An afterthought. Are teachers who have either attempted suicide or are known to have suicidal tendencies fit people to be allowed to teach our children? I certainly wouldn't want my grandson to come into contact with any teacher who was known to have contemplated suicide.

1 comment:

  1. I am not a teacher and so don't know exactly how their "inspections" compare but I was once a nurse working in a nursing home and we were subject to twice-yearly inspections: one announced and one unannouced.

    I personally found them extremely stressful - you are trying to do what is already a stressful job with someone literally watching over your shoulder for the whole day.

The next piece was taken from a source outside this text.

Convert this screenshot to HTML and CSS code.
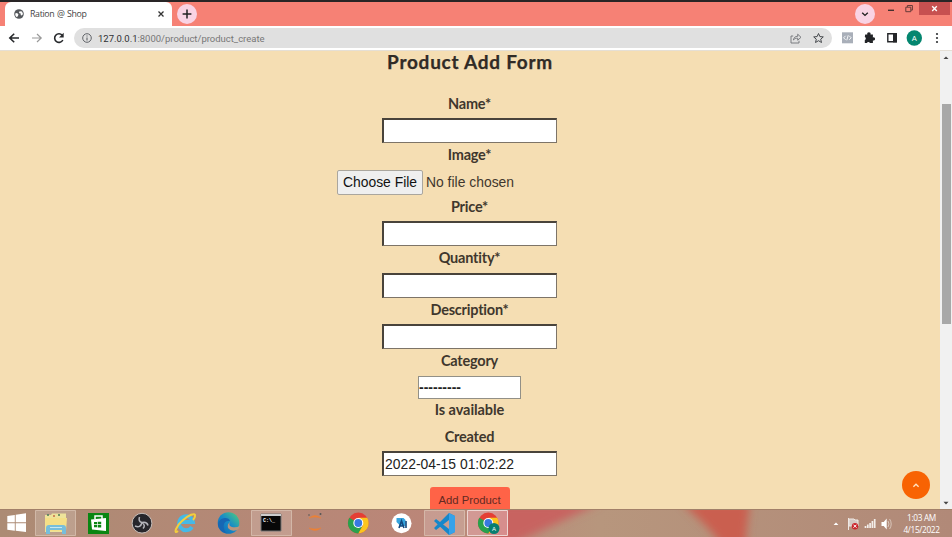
FILE: index.html
```
<!DOCTYPE html>
<html lang="en">
<head>
<meta charset="utf-8">
<title>Ration @ Shop</title>
<link rel="stylesheet" href="styles.css">
</head>
<body>
<div class="screen">
  <header class="tabs">
    <div class="tab">
      <svg class="globe" viewBox="0 0 10 10"><circle cx="5" cy="5" r="4.8" fill="#55585c"/><path d="M1.2 4.500 3 4l1.400 1.200L4 7 2.700 8.300 1.400 6.500zM5.500 2.200 8 2.500 9 5 7.800 6.600 6.500 6 7 4.800 5 4z" fill="#fff"/></svg>
      <span class="tab-title">Ration @ Shop</span>
      <svg class="close" viewBox="0 0 6 6"><path d="m.5.5 5 5m0-5-5 5" stroke="#333" stroke-width="1.3"/></svg>
    </div>
    <div class="round"><svg viewBox="0 0 20 20"><path d="M10 5.6v8.8M5.6 10h8.8" stroke="#222" stroke-width="1.5"/></svg></div>
    <div class="round search"><svg viewBox="0 0 20 20"><path d="m7.2 8.8 2.8 2.6 2.8-2.6" fill="none" stroke="#222" stroke-width="1.4"/></svg></div>
    <svg class="window-buttons" viewBox="0 0 70 15"><path d="M6 8.3h6" stroke="#472f2e" stroke-width="1.4"/><path d="M23.800 5.200h5v4.500h-5zM25.400 5V3.500h5v4.600h-1.400" fill="none" stroke="#673b38"/><path d="M37 0h31v13H37z" fill="#c75050"/><path d="m50.200 4.300 4.600 4.600m0-4.600-4.600 4.600" stroke="#fff" stroke-width="1.4"/></svg>
  </header>
  <div class="toolbar">
    <svg class="nav" viewBox="0 0 74 24"><g fill="none" stroke="#26282b" stroke-width="1.6"><path d="M19 12H10m4.200-4.300L9.800 12l4.400 4.300"/><path d="M32 12h9m-4-4 4.200 4L37 16" stroke="#999" stroke-width="1.2"/><path d="M62.200 9.200A4.300 4.300 0 1 0 62.800 14"/></g><path d="M63.700 6.800v4.700H59z" fill="#26282b"/></svg>
    <div class="address">
      <svg class="info" viewBox="0 0 10 10"><circle cx="5" cy="5" r="4.3" fill="none" stroke="#606368"/><path d="M5 4.500v3M5 2.400v1.100" stroke="#606368" stroke-width="1.1"/></svg>
      <span class="url"><b>127.0.0.1</b>:8000/product/product_create</span>
      <svg class="address-icons" viewBox="0 0 36 12"><g fill="none" stroke="#707377"><path d="M3.200 4H1v7h8V8.800M3.400 8C4 5.300 5.200 4.400 7.700 4.300V2.200L11 5.300 7.700 8.200V6.200C5.600 6.200 4.700 6.600 3.400 8z" stroke-width=".9"/><path d="m28.500 1.500 1.400 3.100 3.400.3-2.600 2.300.8 3.300-3-1.800-3 1.800.8-3.300-2.600-2.300 3.400-.3z" stroke="#45484c"/></g></svg>
    </div>
    <svg class="extensions" viewBox="0 0 120 24"><path d="M10 6.300h11v11h-11z" fill="#a9afb9"/><path d="m13.600 9.800-2 2 2 2m3.600-4 2 2-2 2m-1-4.500-1.400 5" fill="none" stroke="#fff" stroke-width=".9"/><path d="M33.200 8.400h2.100a1.700 1.700 0 1 1 3.200 0h2.400v3a1.600 1.600 0 1 1 0 3v2.600h-3a1.600 1.600 0 0 0-3 0h-2.100v-3a1.600 1.600 0 0 0 0-3z" fill="#222427"/><path d="M55.800 7.700h8.400v8h-8.400z" fill="#fff" stroke="#242629" stroke-width="1.400"/><path d="M61 7h4v9.400h-4z" fill="#242629"/><circle cx="82.300" cy="12" r="7.700" fill="#04866f"/><g fill="#303235"><circle cx="105" cy="8" r="1.100"/><circle cx="105" cy="12" r="1.100"/><circle cx="105" cy="16" r="1.100"/></g><text x="82.300" y="14.700" class="avatar">A</text></svg>
  </div>
  <div class="viewport">
    <main>
      <h1>Product Add Form</h1>
      <form>
        <div class="field"><label for="name">Name*</label><input id="name"></div>
        <div class="field"><label>Image*</label><div class="file"><button type="button">Choose File</button><span>No file chosen</span></div></div>
        <div class="field"><label for="price">Price*</label><input id="price"></div>
        <div class="field"><label for="quantity">Quantity*</label><input id="quantity"></div>
        <div class="field"><label for="description">Description*</label><input id="description"></div>
        <div class="field category"><label>Category</label><div class="select">---------</div></div>
        <label class="available">Is available</label>
        <div class="field"><label for="created">Created</label><input id="created" value="2022-04-15 01:02:22"></div>
        <button class="submit" type="button">Add Product</button>
      </form>
      <button class="to-top" type="button" aria-label="Back to top"><svg viewBox="0 0 28 28"><path d="m11.400 15.700 2.600-2.500 2.600 2.500" fill="none" stroke="#ffe4c4" stroke-width="1.300"/></svg></button>
    </main>
    <div class="scrollbar"><svg viewBox="0 0 12 12"><path d="m3.500 8 2.500-2.600L8.500 8z" fill="#444"/></svg><div class="thumb"></div><svg class="down" viewBox="0 0 12 12"><path d="m3.500 4.800 2.500 2.600 2.500-2.600z" fill="#444"/></svg></div>
  </div>
  <footer>
    <svg class="taskbar" viewBox="0 0 952 28">
      <defs>
        <filter id="soft" x="-20%" y="-50%" width="140%" height="200%"><feGaussianBlur stdDeviation="4"/></filter>
        <linearGradient id="base"><stop stop-color="#ac8b74"/><stop offset=".45" stop-color="#bb8678"/><stop offset=".63" stop-color="#b7967d"/><stop offset="1" stop-color="#b18978"/></linearGradient>
        <linearGradient id="edge" x1="0" y1="1" x2="1" y2="0"><stop stop-color="#1265ad"/><stop offset=".5" stop-color="#168bc9"/><stop offset="1" stop-color="#55d178"/></linearGradient>
      </defs>
      <path d="M0 0h952v28H0z" fill="url(#base)"/>
      <path d="M500-6h100C570 8 545 20 510 36H490z" fill="#c86460" filter="url(#soft)"/>
      <path d="M682-6h68l-3 24-2 20h-22C710 18 694 6 682-6z" fill="#ca5f50" filter="url(#soft)"/>
      <path d="M0 .5h952" stroke="#a28069"/>
      <path d="m7.300 7 7.500-1v7.300H7.300zM15.700 5.800 26 4.300v9H15.700zM7.300 14.300h7.500v7.400l-7.500-1zM15.700 14.300H26V23l-10.300-1.300z" fill="#fff"/>
      <g fill="#fff" fill-opacity=".18" stroke="#ddc7b8" stroke-opacity=".7"><path d="M35.500 1.500h40v25h-40zM251.500 1.500h40v25h-40zM424.500 1.500h40v25h-40z"/></g>
      <path d="M467.500 1.500h40v25h-40z" fill="#dda0a0" fill-opacity=".7" stroke="#edd6d3"/>
      <path d="M45 6h6l1-1.500h14V23H45z" fill="#eee39a"/><path d="M45 9h22l-1 13H46z" fill="#f5df86"/><path d="M47 6h2m9 0h2" stroke="#497d55" stroke-width="1.500"/><path d="M53 7h2" stroke="#c66b42" stroke-width="1.500"/><path d="M46 25v-6q0-3 3-3h14q3 0 3 3v6h-4v-4H50v4z" fill="#77bedb"/><path d="M50 18.500h12" stroke="#c7e8f2"/>
      <path d="M88 4h21v21H88z" fill="#098612"/><path d="M91 10.500 106 9v13l-14-1.600z" fill="#fff"/><path d="M95 10V7h7v3" fill="none" stroke="#fff" stroke-width="1.500"/><path d="M94 13h3v2.300h-3zM97.700 12.700h3.500v2.600h-3.500zM94 16h3v2.300h-3zM97.700 16h3.500v2.600h-3.500z" fill="#098612"/>
      <circle cx="142" cy="14.200" r="9.900" fill="#27262b" stroke="#c6beba"/><path d="M139.500 8q-1.500 4.500 2.500 5.500 5-1 6 3M142 13.500q-1.500 6-7 3.500M142 13.500q4 3 1 6" fill="none" stroke="#b5b5bb" stroke-width="1.500"/>
      <path d="M192 18a7 7 0 1 1 1-5h-13" fill="none" stroke="#45b9e7" stroke-width="3.800"/><path d="M178 22c-5 4-2-5 4-10 6-6 14-9 13-5q0 2-2 4" fill="none" stroke="#f3ce3c" stroke-width="2"/>
      <circle cx="228.500" cy="14" r="10.800" fill="url(#edge)"/><path d="M218 15c1-7 11-8 12-3-7-1-8 6-4 12-5-1-8-5-8-9z" fill="#1767b4"/><path d="M230 13q-2 4 2 5 4 1 8-1-1 3-3 4-6 2-9-2-1-4 2-6z" fill="#b9957e"/>
      <path d="M261 5h20v17h-20z" fill="#080808" stroke="#777"/><path d="M261 5h20v2h-20z" fill="#ccc"/><text x="263" y="12.500" class="terminal">C:\_</text>
      <path d="M309 9q6-5 12 0-6-2-12 0zM309 19q6 5 12 0-6 2-12 0z" fill="#ed8134" stroke="#ed8134" stroke-width=".500"/><circle cx="309" cy="6" r=".8" fill="#555"/><circle cx="320.500" cy="5" r="1" fill="#555"/>
      <circle cx="358.300" cy="14" r="10.400" fill="#e53e35"/><path d="M358.300 14 349.300 8.800A10.400 10.400 0 0 0 358.300 24.400l4.500-7.800z" fill="#28a24c"/><path d="M358.300 24.400A10.400 10.400 0 0 0 367.300 8.800h-9l4.500 7.800z" fill="#fbc51e"/><circle cx="358.300" cy="14" r="5" fill="#fff"/><circle cx="358.300" cy="14" r="3.900" fill="#3779df"/>
      <circle cx="401.500" cy="14.300" r="10" fill="#fff"/><path d="M396.500 9h7l2 2v6h-5l-4-4z" fill="#35a4de"/><path d="m399 19 2.500-7 2.500 7m-4-2h3m3-5v7" stroke="#154a7f" stroke-width="1.600" fill="none"/>
      <path d="m449 4 6 3v16l-6 3-15-14 2-2 13 10V11l-13 10-2-2z" fill="#1687ca"/><path d="m449 4 6 3v16l-6 3z" fill="#36a2e9"/>
      <circle cx="488.300" cy="14" r="10.400" fill="#e53e35"/><path d="M488.300 14 479.300 8.800A10.400 10.400 0 0 0 488.300 24.400l4.500-7.800z" fill="#28a24c"/><path d="M488.300 24.400A10.400 10.400 0 0 0 497.300 8.800h-9l4.500 7.800z" fill="#fbc51e"/><circle cx="488.300" cy="14" r="5" fill="#fff"/><circle cx="488.300" cy="14" r="3.900" fill="#3779df"/><circle cx="494" cy="19.500" r="5.500" fill="#087e70"/><text x="494" y="21.800" class="badge">A</text>
      <path d="m833.600 16 2.400-2.600 2.400 2.600z" fill="#fff"/>
      <path d="M848.500 9v12M849 10h5l1 1h3v6h-9z" fill="#d4c9c3" stroke="#eee8e4"/><circle cx="855" cy="17.200" r="3.200" fill="#ca272d"/><path d="m853.500 15.700 3 3m0-3-3 3" stroke="#fff"/>
      <path d="M865.500 19v-2m2.300 2v-3.500m2.300 3.500v-5m2.300 5v-7m2.300 7v-9" stroke="#f3eeea" stroke-width="1.700"/>
      <path d="M881.500 13h2.200l3-3.500v11l-3-3.500h-2.200z" fill="#fff"/><path d="M888 12q2 3 0 6m1.600-8q3.200 5 0 10" fill="none" stroke="#e3d5cc" stroke-width=".8"/>
    </svg>
    <div class="clock"><span>1:03 AM</span><span>4/15/2022</span></div>
  </footer>
</div>
</body>
</html>
```
FILE: styles.css
```
* { box-sizing: border-box; }
body { margin: 0; overflow: hidden; }
svg { display: block; flex: none; }
.screen { width: 952px; height: 537px; display: flex; flex-direction: column; font-family: "Liberation Sans", sans-serif; }
.tabs { height: 26px; flex: none; background: #f68175; border-top: 2px solid #292526; display: flex; align-items: flex-start; }
.tab { width: 167px; height: 24px; margin-left: 5px; border-radius: 6px 6px 0 0; background: #fff; display: flex; align-items: center; padding: 0 8px 0 9px; }
.globe { width: 10px; height: 10px; }
.tab-title { font: 8.8px "Open Sans", sans-serif; letter-spacing: -.33px; word-spacing: .6px; color: #444; margin-left: 6px; margin-top: -1px; flex: 1; white-space: nowrap; }
.close { width: 6px; height: 6px; }
.round { width: 20px; height: 20px; border-radius: 50%; background: #f9d3e4; margin: 2px 0 0 5px; }
.search { margin-left: auto; }
.window-buttons { width: 70px; height: 15px; margin-left: 7px; }
.toolbar { height: 25px; flex: none; display: flex; align-items: center; background: #fff; border-bottom: 1px solid #e5dfd5; }
.nav { width: 74px; height: 24px; }
.address { height: 20px; width: 758px; flex: none; border-radius: 10px; background: #e0e0e0; display: flex; align-items: center; padding: 0 6px 0 8px; }
.info { width: 10px; height: 10px; }
.url { flex: 1; font: 9.5px Roboto, sans-serif; letter-spacing: -.01px; margin-left: 6px; color: #777; }
.url b { font-weight: 400; color: #303134; }
.address-icons { width: 36px; height: 12px; }
.extensions { width: 120px; height: 24px; }
.avatar { font: 7.5px "Liberation Sans", sans-serif; fill: #fff; text-anchor: middle; }
.viewport { height: 458px; flex: none; display: flex; overflow: hidden; }
main { width: 940px; background: #f5deb3; position: relative; overflow: hidden; }
h1 { height: 40.5px; margin: 0; text-align: center; font: 700 19px/22px Lato, sans-serif; color: #302b26; letter-spacing: .74px; -webkit-text-stroke: .25px #302b26; }
form { display: flex; flex-direction: column; align-items: center; color: #3f372d; padding-right: 1px; }
.field { height: 51.6px; display: flex; flex-direction: column; align-items: center; flex: none; }
label { height: 26.6px; flex: none; font: 700 14.5px/23px Lato, sans-serif; letter-spacing: -.22px; }
input { width: 175px; height: 25px; border: 1px solid #777169; border-color: #49433b #7d7468 #7d7468 #49433b; border-width: 2px 1px 1px 2px; background: #fff; padding: 0 1px; font: 13.9px "Liberation Sans", sans-serif; color: #222; border-radius: 0; }
.file { width: 265px; height: 25px; display: flex; align-items: center; gap: 3px; font-size: 13.9px; }
.file button { width: 86px; height: 25px; padding: 0; background: #efefef; border: 1px solid #aaa69e; border-radius: 2px; font: 13.9px "Liberation Sans", sans-serif; color: #111; white-space: nowrap; }
.category { height: 49.4px; }
.select { width: 103px; height: 22.800px; border: 1px solid #929087; background: #fff; color: #222; font: 700 14px/21px "Liberation Sans", sans-serif; padding-left: 0; }
.available { height: 26px; line-height: 21px; letter-spacing: -.08px; }
.submit { width: 80px; height: 27px; margin-top: 10.500px; border: 0; border-radius: 3px; background: #ff6347; color: #642a22; font: 11.3px/25px "Liberation Sans", sans-serif; padding: 0; }
.to-top { position: absolute; width: 28px; height: 28px; right: 10px; bottom: 10px; border: 0; padding: 0; border-radius: 50%; background: #f86303; }
.scrollbar { width: 12px; background: #f1f1f1; display: flex; flex-direction: column; align-items: center; }
.scrollbar svg { width: 12px; height: 12px; }
.thumb { width: 9px; height: 220px; background: #a8a8a8; margin-top: 41px; }
.scrollbar .down { margin-top: auto; }
footer { height: 28px; flex: none; position: relative; }
.taskbar { width: 952px; height: 28px; }
.clock { position: absolute; top: 3px; right: 9px; width: 43px; display: flex; flex-direction: column; align-items: center; color: #fff; font: 8.300px/12px "Open Sans", sans-serif; letter-spacing: -.35px; white-space: nowrap; }
.terminal { font: bold 5px "Liberation Mono", monospace; fill: #fff; }
.badge { font: 6px "Liberation Sans", sans-serif; fill: #fff; text-anchor: middle; }
```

    The problem is that there are a lot of "rules 'n regs" in a nursing home (and I daresay that it is similar in schools) and you are expected to adhere to them 100% all the time.

    However, some are frankly impossible to comply with, some are impractical and some would require the day to be extended from its current 24 hours to nearer 50 hours.

    Sometimes I really did get the impression that the rules were written by someone with absolutely no experience of what it is like to actually do the job and fitting the "reality" into the "on paper" sometimes required a stretch of the imagination.

    In the end, I obviously didn't commit suicide (that idea never entered my head) but I did leave the nursing profession.

    I figured that perhaps these inspectors should have my job - they would clearly be so very much better at it!